__What you will do__.
From the listing that follows, output everything exactly except the pictures.

__Data lines__.
⟨

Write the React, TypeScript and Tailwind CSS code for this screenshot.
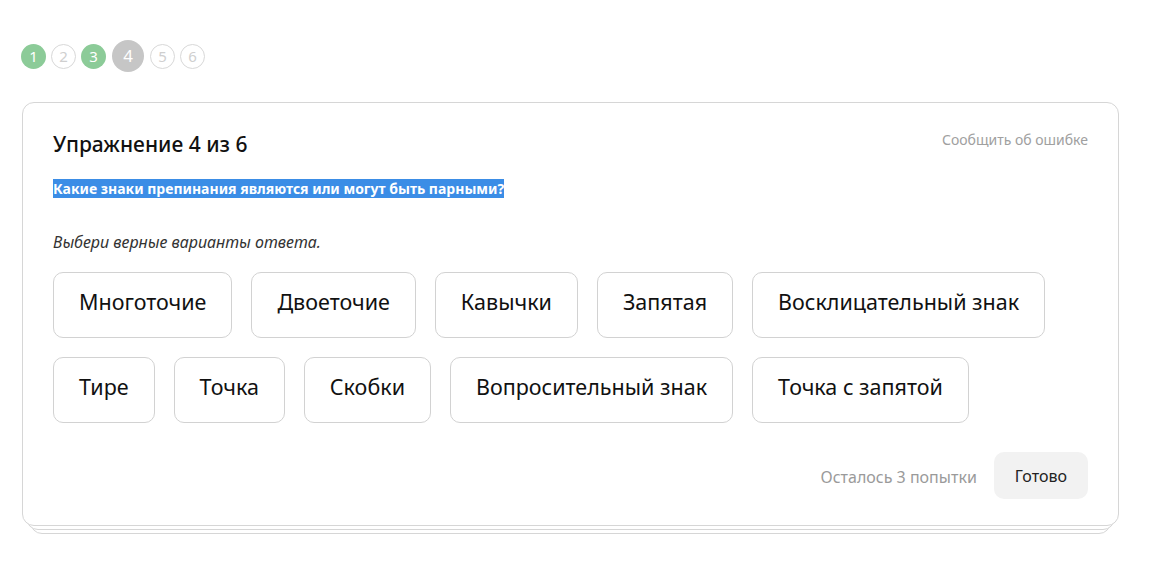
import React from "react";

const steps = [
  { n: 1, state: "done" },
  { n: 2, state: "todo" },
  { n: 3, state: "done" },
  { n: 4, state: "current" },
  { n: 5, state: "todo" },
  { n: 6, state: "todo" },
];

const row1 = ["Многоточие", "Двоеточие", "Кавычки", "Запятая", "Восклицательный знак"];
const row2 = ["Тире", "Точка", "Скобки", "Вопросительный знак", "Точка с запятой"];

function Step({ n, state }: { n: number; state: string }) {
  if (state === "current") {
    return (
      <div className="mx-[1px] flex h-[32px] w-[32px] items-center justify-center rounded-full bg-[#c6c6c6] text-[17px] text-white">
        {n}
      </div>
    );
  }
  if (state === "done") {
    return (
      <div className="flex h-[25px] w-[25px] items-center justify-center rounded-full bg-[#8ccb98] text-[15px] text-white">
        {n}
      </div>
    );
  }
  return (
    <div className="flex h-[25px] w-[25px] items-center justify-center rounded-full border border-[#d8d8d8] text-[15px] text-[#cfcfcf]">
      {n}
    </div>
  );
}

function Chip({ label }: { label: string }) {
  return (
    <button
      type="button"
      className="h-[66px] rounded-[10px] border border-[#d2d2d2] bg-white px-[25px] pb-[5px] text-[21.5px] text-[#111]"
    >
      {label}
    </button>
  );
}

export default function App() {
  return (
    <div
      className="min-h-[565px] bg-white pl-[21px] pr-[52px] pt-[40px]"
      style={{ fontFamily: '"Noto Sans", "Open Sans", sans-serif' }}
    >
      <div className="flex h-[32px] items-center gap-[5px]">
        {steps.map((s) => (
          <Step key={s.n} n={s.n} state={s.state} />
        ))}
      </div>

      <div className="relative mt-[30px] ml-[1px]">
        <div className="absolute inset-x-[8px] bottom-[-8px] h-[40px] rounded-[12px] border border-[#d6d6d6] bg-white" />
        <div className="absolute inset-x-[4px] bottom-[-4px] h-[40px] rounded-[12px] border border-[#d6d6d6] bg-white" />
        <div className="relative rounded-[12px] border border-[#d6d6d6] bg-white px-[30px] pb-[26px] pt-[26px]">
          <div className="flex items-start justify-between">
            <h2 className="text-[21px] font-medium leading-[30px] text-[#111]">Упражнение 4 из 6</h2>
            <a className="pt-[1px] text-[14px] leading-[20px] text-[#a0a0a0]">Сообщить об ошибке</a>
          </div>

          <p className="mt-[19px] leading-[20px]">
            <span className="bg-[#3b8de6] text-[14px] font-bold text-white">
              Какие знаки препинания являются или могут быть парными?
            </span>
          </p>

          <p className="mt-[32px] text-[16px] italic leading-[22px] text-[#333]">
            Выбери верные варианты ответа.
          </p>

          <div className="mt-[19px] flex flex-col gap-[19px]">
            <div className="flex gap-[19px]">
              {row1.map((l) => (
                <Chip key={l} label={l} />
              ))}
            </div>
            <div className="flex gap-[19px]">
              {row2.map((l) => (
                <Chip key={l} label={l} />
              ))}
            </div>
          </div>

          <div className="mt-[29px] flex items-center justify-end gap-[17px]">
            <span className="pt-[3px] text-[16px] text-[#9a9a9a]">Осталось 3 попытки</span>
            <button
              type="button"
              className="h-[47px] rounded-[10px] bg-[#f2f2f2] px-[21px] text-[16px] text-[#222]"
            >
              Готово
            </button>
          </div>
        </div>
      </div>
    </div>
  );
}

⟩

__Response to the exercise__.
Write the React, TypeScript and Tailwind CSS code for this screenshot.
import React from "react";

const steps = [
  { n: 1, state: "done" },
  { n: 2, state: "todo" },
  { n: 3, state: "done" },
  { n: 4, state: "current" },
  { n: 5, state: "todo" },
  { n: 6, state: "todo" },
];

const row1 = ["Многоточие", "Двоеточие", "Кавычки", "Запятая", "Восклицательный знак"];
const row2 = ["Тире", "Точка", "Скобки", "Вопросительный знак", "Точка с запятой"];

function Step({ n, state }: { n: number; state: string }) {
  if (state === "current") {
    return (
      <div className="mx-[1px] flex h-[32px] w-[32px] items-center justify-center rounded-full bg-[#c6c6c6] text-[17px] text-white">
        {n}
      </div>
    );
  }
  if (state === "done") {
    return (
      <div className="flex h-[25px] w-[25px] items-center justify-center rounded-full bg-[#8ccb98] text-[15px] text-white">
        {n}
      </div>
    );
  }
  return (
    <div className="flex h-[25px] w-[25px] items-center justify-center rounded-full border border-[#d8d8d8] text-[15px] text-[#cfcfcf]">
      {n}
    </div>
  );
}

function Chip({ label }: { label: string }) {
  return (
    <button
      type="button"
      className="h-[66px] rounded-[10px] border border-[#d2d2d2] bg-white px-[25px] pb-[5px] text-[21.5px] text-[#111]"
    >
      {label}
    </button>
  );
}

export default function App() {
  return (
    <div
      className="min-h-[565px] bg-white pl-[21px] pr-[52px] pt-[40px]"
      style={{ fontFamily: '"Noto Sans", "Open Sans", sans-serif' }}
    >
      <div className="flex h-[32px] items-center gap-[5px]">
        {steps.map((s) => (
          <Step key={s.n} n={s.n} state={s.state} />
        ))}
      </div>

      <div className="relative mt-[30px] ml-[1px]">
        <div className="absolute inset-x-[8px] bottom-[-8px] h-[40px] rounded-[12px] border border-[#d6d6d6] bg-white" />
        <div className="absolute inset-x-[4px] bottom-[-4px] h-[40px] rounded-[12px] border border-[#d6d6d6] bg-white" />
        <div className="relative rounded-[12px] border border-[#d6d6d6] bg-white px-[30px] pb-[26px] pt-[26px]">
          <div className="flex items-start justify-between">
            <h2 className="text-[21px] font-medium leading-[30px] text-[#111]">Упражнение 4 из 6</h2>
            <a className="pt-[1px] text-[14px] leading-[20px] text-[#a0a0a0]">Сообщить об ошибке</a>
          </div>

          <p className="mt-[19px] leading-[20px]">
            <span className="bg-[#3b8de6] text-[14px] font-bold text-white">
              Какие знаки препинания являются или могут быть парными?
            </span>
          </p>

          <p className="mt-[32px] text-[16px] italic leading-[22px] text-[#333]">
            Выбери верные варианты ответа.
          </p>

          <div className="mt-[19px] flex flex-col gap-[19px]">
            <div className="flex gap-[19px]">
              {row1.map((l) => (
                <Chip key={l} label={l} />
              ))}
            </div>
            <div className="flex gap-[19px]">
              {row2.map((l) => (
                <Chip key={l} label={l} />
              ))}
            </div>
          </div>

          <div className="mt-[29px] flex items-center justify-end gap-[17px]">
            <span className="pt-[3px] text-[16px] text-[#9a9a9a]">Осталось 3 попытки</span>
            <button
              type="button"
              className="h-[47px] rounded-[10px] bg-[#f2f2f2] px-[21px] text-[16px] text-[#222]"
            >
              Готово
            </button>
          </div>
        </div>
      </div>
    </div>
  );
}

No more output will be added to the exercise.